Des drones suisses à la rescousse!

Rega drone flying in sky
Le drone de sauvetage de la Rega devrait être opérationnel dans les Alpes suisses en 2021. © By Thomas Luethi

Les secours en montagne se développent avec l’usage de drones autonomes. Une technologie de plus en plus demandée pour les opérations de recherche et de sauvetage à l'échelle mondiale. Mais les obstacles subsistent.

Les services de police et d’urgence de pays comme la Grande-Bretagne, les États-Unis et l’Australie s’appuient de plus en plus sur des drones équipés de caméras thermiques et d’autres capteurs de haute technologie pour surveiller les côtes, aider à retrouver des randonneurs perdus ou même secourir des koalas pris au piège dans des tempêtes de feu.

En Suisse, la Garde aérienne suisse de sauvetage (Rega) teste un robot autonome de type hélicoptère pour retrouver des personnes en détresse dans les Alpes. Fondation à but non lucratif soutenue par 3,5 millions de membres, l’organisation de sauvetage est largement utilisée en Suisse. Avec le succès croissant du tourisme de montagne, la Rega est toujours plus sollicitée. En 2019, elle a secouru quelque 31 personnes par jour en Suisse ou à l’étranger.

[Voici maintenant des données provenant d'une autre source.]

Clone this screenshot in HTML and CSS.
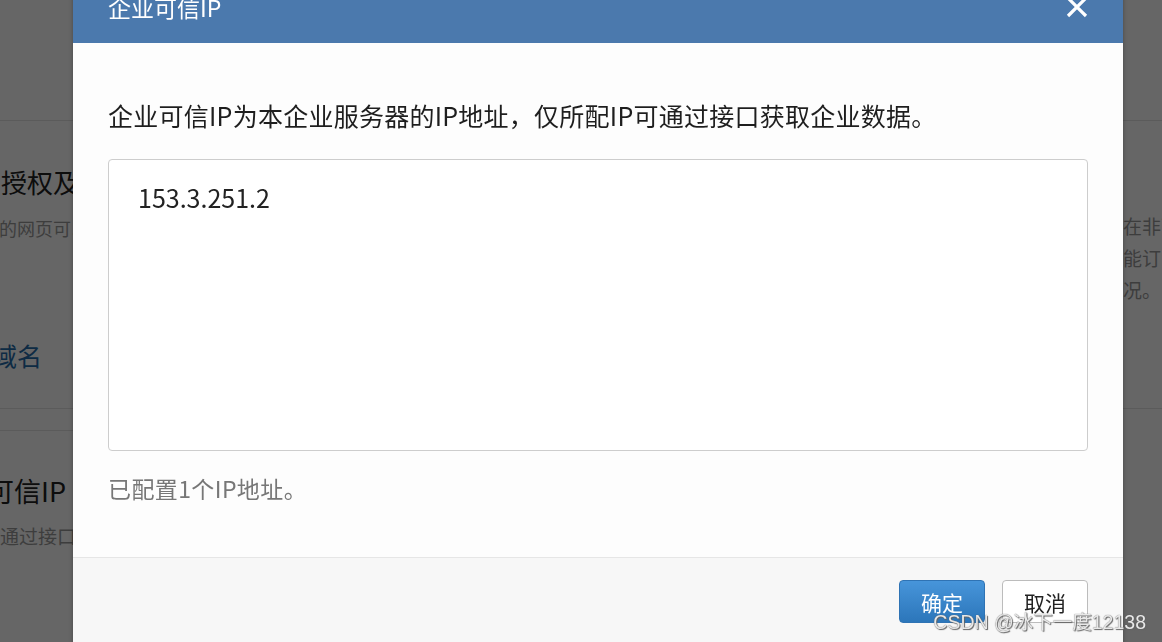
FILE: index.html
```
<!DOCTYPE html>
<html lang="zh-CN">

<head>
    <meta charset="UTF-8">
    <meta name="viewport" content="width=device-width, initial-scale=1.0">
    <title>企业可信IP</title>
    <link rel="stylesheet" href="styles.css">
</head>

<body>
    <!-- page behind the dialog -->
    <div class="page">
        <div class="page-top"></div>

        <div class="page-row">
            <div class="side-left">
                <h2 class="sec-title sec-title-1">网页授权及JS-SDK</h2>
                <p class="sec-desc sec-desc-1">名的网页可以使用JS-SDK</p>
                <a class="sec-link">可信域名</a>
            </div>
            <div class="side-right">
                <p class="sec-note">在非可信域名<br>能订阅消息<br>况。</p>
            </div>
        </div>

        <div class="page-row2">
            <div class="side-left">
                <div class="sec-line"></div>
                <h2 class="sec-title sec-title-2">企业可信IP</h2>
                <p class="sec-desc sec-desc-2">可通过接口获取企业数据</p>
            </div>
        </div>
    </div>

    <div class="mask"></div>

    <!-- dialog -->
    <div class="dialog">
        <div class="dialog-head">
            <h3 class="dialog-title">企业可信IP</h3>
            <span class="dialog-close">
                <svg width="22" height="22" viewBox="0 0 22 22">
                    <path d="M2 2 L20 20 M20 2 L2 20" stroke="#fff" stroke-width="3.2" fill="none" />
                </svg>
            </span>
        </div>

        <div class="dialog-body">
            <p class="intro">企业可信IP为本企业服务器的IP地址，仅所配IP可通过接口获取企业数据。</p>
            <textarea class="ip-box" readonly>153.3.251.2</textarea>
            <p class="count">已配置1个IP地址。</p>
        </div>

        <div class="dialog-foot">
            <button class="btn btn-ok" type="button">确定</button>
            <button class="btn btn-cancel" type="button">取消</button>
        </div>
    </div>

    <div class="watermark">CSDN @冰下一度12138</div>
</body>

</html>
```
FILE: styles.css
```
body {
    margin: 0;
    font-family: "Noto Sans CJK SC", "Noto Sans", sans-serif;
    background-color: #fff;
    overflow: hidden;
    height: 642px;
}

/* ---- background page ---- */

.page {
    width: 100%;
}

.page-top {
    height: 120px;
    border-bottom: 1px solid #e4e4e4;
}

.page-row {
    display: flex;
    justify-content: space-between;
    height: 287px;
    border-bottom: 1px solid #e4e4e4;
}

.page-row2 {
    display: flex;
}

.side-left {
    width: 73px;
    overflow: hidden;
    white-space: nowrap;
}

.side-right {
    width: 39px;
    overflow: hidden;
    white-space: nowrap;
}

.sec-title {
    margin: 0;
    font-size: 26px;
    line-height: 36px;
    font-weight: normal;
    color: #222;
}

.sec-title-1 {
    margin-top: 43px;
    margin-left: -51px;
}

.sec-title-2 {
    margin-top: 42px;
    margin-left: -67px;
    font-size: 27px;
}

.sec-desc {
    margin: 0;
    font-size: 18px;
    line-height: 28px;
    color: #9a9a9a;
}

.sec-desc-1 {
    margin-top: 14px;
    margin-left: -19px;
}

.sec-desc-2 {
    margin-top: 13px;
    margin-left: -19px;
    font-size: 19px;
}

.sec-link {
    display: block;
    margin-top: 96px;
    margin-left: -58px;
    font-size: 25px;
    line-height: 34px;
    color: #256baa;
}

.sec-note {
    margin: 0;
    padding-top: 89px;
    font-size: 19px;
    line-height: 32px;
    color: #999;
}

.sec-line {
    margin-top: 21px;
    border-top: 1px solid #e4e4e4;
}

.mask {
    position: fixed;
    top: 0;
    left: 0;
    right: 0;
    bottom: 0;
    background-color: rgba(0, 0, 0, 0.6);
}

/* ---- dialog ---- */

.dialog {
    position: absolute;
    top: -20px;
    left: 73px;
    width: 1050px;
    background-color: #fdfdfd;
    box-shadow: 0 0 4px rgba(0, 0, 0, 0.3);
}

.dialog-head {
    display: flex;
    justify-content: space-between;
    height: 63px;
    padding: 0 35px;
    background-color: #4b79ad;
}

.dialog-title {
    margin: 0;
    font-size: 23px;
    line-height: 54px;
    font-weight: normal;
    color: #fff;
}

.dialog-close {
    display: flex;
    align-items: center;
    height: 54px;
}

.dialog-body {
    padding: 54px 35px 52px;
}

.intro {
    margin: 0;
    font-size: 25px;
    line-height: 36px;
    letter-spacing: 0.25px;
    color: #1e1e1e;
}

.ip-box {
    display: block;
    width: 100%;
    height: 292px;
    margin-top: 26px;
    padding: 19px 29px;
    box-sizing: border-box;
    border: 1px solid #cdcdcd;
    border-radius: 4px;
    background-color: #fff;
    font-family: "Noto Sans CJK SC", "Noto Sans", sans-serif;
    font-size: 25px;
    line-height: 36px;
    color: #222;
    resize: none;
    outline: none;
}

.count {
    margin: 20px 0 0;
    font-size: 23px;
    line-height: 34px;
    letter-spacing: 0.4px;
    color: #777;
}

.dialog-foot {
    display: flex;
    justify-content: flex-end;
    gap: 17px;
    padding: 22px 35px 22px;
    border-top: 1px solid #e6e6e6;
    background-color: #f7f7f7;
}

.btn {
    width: 86px;
    height: 43px;
    padding: 0;
    border-radius: 4px;
    font-family: "Noto Sans CJK SC", "Noto Sans", sans-serif;
    font-size: 21px;
    cursor: pointer;
}

.btn-ok {
    border: 1px solid #2f73b4;
    background: linear-gradient(#4795da, #2c76ba);
    color: #fff;
}

.btn-cancel {
    border: 1px solid #bcbcbc;
    background-color: #fff;
    color: #222;
}

.watermark {
    position: fixed;
    right: 16px;
    bottom: 9px;
    font-family: "Liberation Sans", "Noto Sans CJK SC", sans-serif;
    font-size: 19.5px;
    line-height: 22px;
    color: #e8e8e8;
    text-shadow: 0 0 1px #555, 1px 1px 1px #666;
}
```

Une aide en cas de mauvais temps

Le nouveau drone de la Rega, d’une longueur de deux mètres, est équipé de caméras, de capteurs pour la détection des téléphones portables, d’un système anticollision et d’un algorithme développé par l’École polytechnique fédérale de Lausanne (EPFL) à même de scanner de larges zones et de reconnaître de manière autonome les personnes au sol.

Des opérateurs spécialement formés déterminent la zone précise que le drone doit fouiller avant d’actionner manuellement l’appareil. Une fois que le drone aérien a détecté un humain au sol, il envoie un signal aux opérateurs situés à plusieurs kilomètres de là, qui décident d’envoyer ou non une équipe de secours.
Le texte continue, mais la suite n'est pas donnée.